The Rambling Continues
There are times when we know we are alive, and times when we merely think we are living. Certainly if one draws breath, moves about, and spouts off a phrase or two, they can at least in some small measure be considered alive. At least that is what passes for living these days. The other day, I went up to Huckleberry Knob with Dad. It’s spitting distance from the Cherohala Skyway that crosses the Tennessee-North Carolina boarder. (About 2 hours from Oak Ridge.)
The Huckleberry trail is a short one; about two or three miles round trip. Fall is my favorite season, and being on top of that mountain and seeing all the (sadly muted) colors on the trees on the surrounding mountains was breathtaking. If only it had rained more this year the colors would have been spectacular. For two hours I stood in the same spot and turned circles. I heard the wind blowing over the grass, making the sound of the surf lazily rolling to the spongy beach sand for prolonged moments – continuous, uplifting, healing.
I experienced then something familiar and comforting. I could feel my feet take root in the ground. I could feel the cold air enter my body and come out again warm. Gravity then reversed and I could feel the weight of the mountain working its way into my shoulders. I began to wonder what would happen if I could stand there forever. What parts of me would be worn off first and carried away on the wind? Do mountains feel cold or wet or lonely? In that question nothing else matters. Everything doesn't seem so bad any more. I belong here, in the South. In the mountains. This is my place. Not Chicago, Seattle, or New York. Tennessee is my home, it's in my blood. Though I may leave it for a short while, I will always come back to it.
Far too often, I find myself wondering what’s next. I mean next on that unwritten list of expectations that we all have. Where is all of this leading me? Honestly, I never planned on getting this far in school. I had it all planned out when I was 10 years old. I was going to finish high school, join the army or air force, go career, fly the A-10 Warthog or wield an M-16 in combat, blow some shit up, get married, buy a dog, have some kids, retire, and do something else. You know what I’m talking about; follow in Daddy’s footsteps, but in my own way; on my own terms. After all, he went to college and finished. I always sucked at school and I didn’t care back then.

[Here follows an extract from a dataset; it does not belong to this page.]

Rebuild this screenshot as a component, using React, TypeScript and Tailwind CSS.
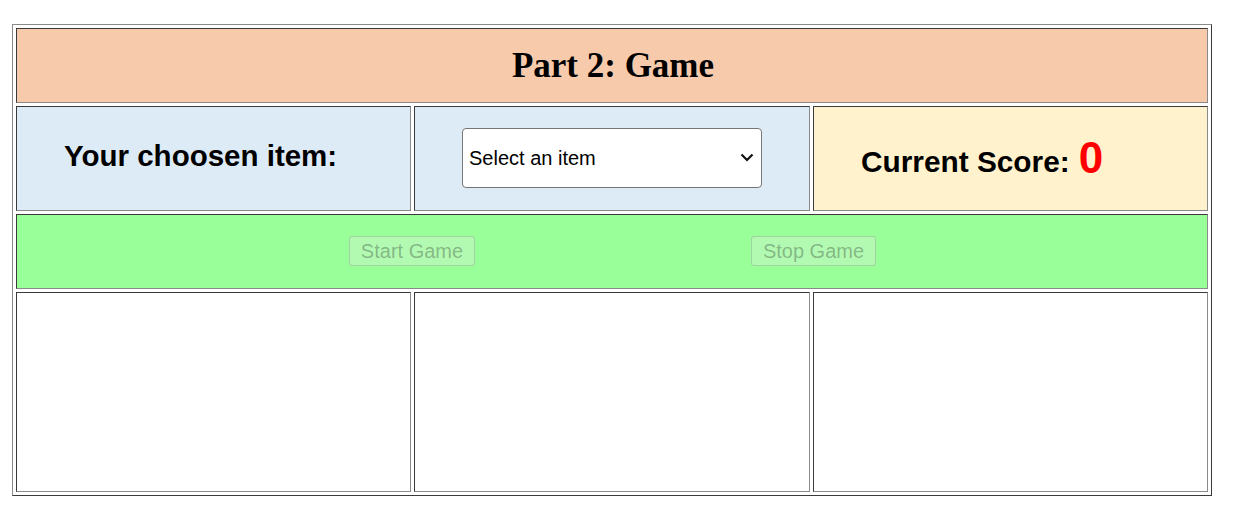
import React from "react";

const cell =
  "border border-t-[#3a3a3a] border-l-[#3a3a3a] border-r-[#8a8a8a] border-b-[#8a8a8a]";

export default function App() {
  return (
    <div className="w-[1256px] h-[529px] bg-white pt-[24px] pl-[12px] font-['Liberation_Sans',Arial,sans-serif]">
      <div className="w-[1200px] h-[472px] border border-t-[#8a8a8a] border-l-[#8a8a8a] border-r-[#3a3a3a] border-b-[#3a3a3a] p-[3px]">
        <div className="grid grid-cols-[395px_396px_395px] grid-rows-[75px_105px_75px_200px] gap-[3px]">
          <div className={`${cell} col-span-3 bg-[#f7caac] flex items-center justify-center`}>
            <h1 className="font-['Liberation_Serif','Times_New_Roman',serif] font-bold text-[35px] leading-none text-black pl-[2px]">
              Part 2: Game
            </h1>
          </div>

          <div className={`${cell} bg-[#ddebf7] flex items-center pl-[47px] pb-[5px]`}>
            <h3 className="font-bold text-[29.5px] leading-none text-black">Your choosen item:</h3>
          </div>

          <div className={`${cell} bg-[#ddebf7] flex items-center justify-center`}>
            <div className="relative w-[300px] h-[60px] -mt-[2px]">
              <select
                defaultValue=""
                className="appearance-none w-full h-full bg-white border border-[#767676] rounded-[4px] pl-[6px] text-[20px] text-black font-['Liberation_Sans',Arial,sans-serif] outline-none"
              >
                <option value="">Select an item</option>
              </select>
              <svg
                className="absolute right-[8px] top-[25px] pointer-events-none"
                width="14"
                height="9"
                viewBox="0 0 14 9"
                fill="none"
              >
                <path d="M1.5 1.5 L7 7 L12.5 1.5" stroke="#111" strokeWidth="2.2" />
              </svg>
            </div>
          </div>

          <div className={`${cell} bg-[#fff2cc] flex items-center pl-[47px] pt-[6px]`}>
            <span className="font-bold text-[29.8px] leading-none text-black">Current Score:</span>
            <span className="font-bold text-[44px] leading-none text-[#ff0000] ml-[9px] -mt-[8px]">0</span>
          </div>

          <div className={`${cell} col-span-3 bg-[#99ff99] flex items-center pl-[332px] pb-[2px] gap-[276px]`}>
            <button
              disabled
              className="w-[126px] h-[30px] rounded-[3px] border border-[rgba(118,118,118,0.3)] bg-[rgba(239,239,239,0.3)] text-[rgba(16,16,16,0.3)] text-[20px] leading-none font-['Liberation_Sans',Arial,sans-serif]"
            >
              Start Game
            </button>
            <button
              disabled
              className="w-[125px] h-[30px] rounded-[3px] border border-[rgba(118,118,118,0.3)] bg-[rgba(239,239,239,0.3)] text-[rgba(16,16,16,0.3)] text-[20px] leading-none font-['Liberation_Sans',Arial,sans-serif]"
            >
              Stop Game
            </button>
          </div>

          <div className={`${cell} bg-white`} />
          <div className={`${cell} bg-white`} />
          <div className={`${cell} bg-white`} />
        </div>
      </div>
    </div>
  );
}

I never really wanted to go to college, anyway. I hated reading until I was 15 (ain't dyslexia grand?), at which point most people have decided to attend college. The more foresighted among us had already taken the SAT or ACT a few times by that point. Me? Nuh-uh. I didn’t want any of that jive. Fuck that. I had better things to do on Saturday than fill in bubbles answer irrelevant questions. Like what, you say? I don't know any better now than I did then. Fuck it…a growing teen needs his goddamn sleep!
Don't look so shocked. Yeah, this isn’t the stuff I talk about normally, but sometimes the fingers start to wiggle, the eye twitches, and you realize there isn’t a good reason not to talk about it. So why the hell not, eh? I guess next time I’ll say something about why I’m at UTC and not in Iraq or Afghanistan right now. Don’t get me wrong, I like it here doing the whole intellectual thing, but I just don't feel like I belong. I didn't want this life, and now that I have it, I'm looking for a way to use it. Teaching will be great, but I'm not ready for it. Not yet. There is something else out there for me, and I need to find it before it fades away.
Please don’t take any of this to be a doom and gloom type post, because it isn’t. From time to time you have to take that hard look in the mirror and say, “No bullshitting, man. What’s the deal?” I’ve been doing it for about 3 years now, but I think I’ve just now found the courage to open my eyes and face it. And of course, I’m confronted with the question of whether or not what I am seeing is reality or merely a reflection, warped by imperfections in the glass.